In recent years, China installed fire extinguishers in Tiananmen to prevent people being lit on fire, after certain high-profile self-immolation protests in 2001.
One wonders how much danger the Beijing security details are expecting to handle– and with what degree of deadly force. I spoke with an Olympic volunteer and was told they were very concerned, as all people at all Olympics are, about incidents at entrances to Olympic venues.
Another especial reason for Beijing’s security worries; As recently as May 2008 an unexplained explosion that may have been intentional, went off on a Shanghai bus. Xinhua didn’t initially attribute the explosion to terror, but TIME Magazine and people on the ground have suspicions. At minimum, following the explosion, Shanghai instituted new regulations about carrying certain materials on buses and increased anti-terror patrols, which leads one to believe that there may be some reason for these heightened concerns.
With luck, nothing untoward will happen in China during the Olympics. For China’s sake, if something does happen, hopefully the police/military response is proportional and appropriate and that the coverage of said problem is transparent.

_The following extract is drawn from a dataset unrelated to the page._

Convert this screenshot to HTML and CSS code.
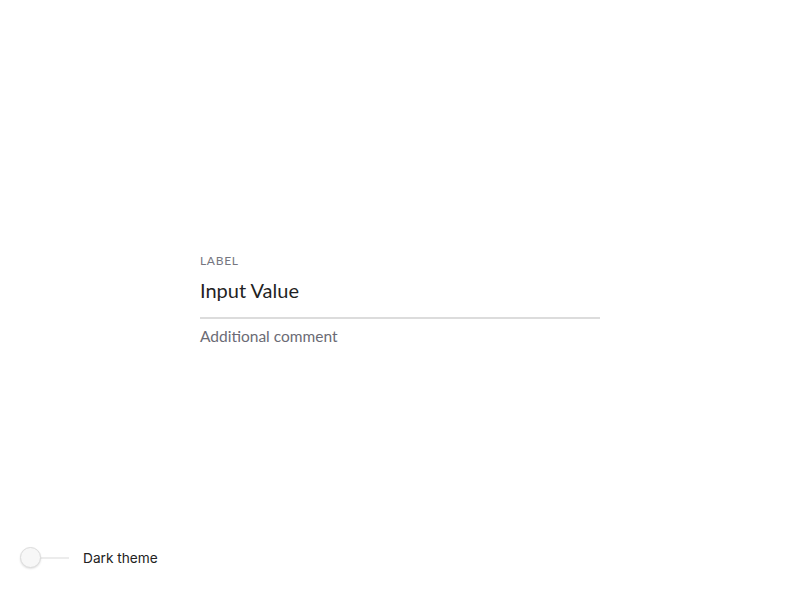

One thing that seems quite Odd is China has long believed very strongly that ignoring a problem, even after the problem has become well known, allows the country to save face. By covering-up details, forbidding publication of negative stories, and making everything seem happy, Chinese officials seek to win accolades (As I discuss in an earlier article). Thus, they barred reporters from T$$$bet during the recent disturbances, then denied Chinese-instigated abuses (which may or may not have happened- since the West lacked independent reporting all it really has is a “monks said/Beijing says” dichotomy).
Simon Elegant at TIME Magazine thinks the media’s coverage style is changing and the Chinese government is more willing to admit to problems rather than covering-them up; but he also points out difficulties suffered by Chinese trying to discuss incidents online.
Oh China, such an odd and amusing, but often frustrating place.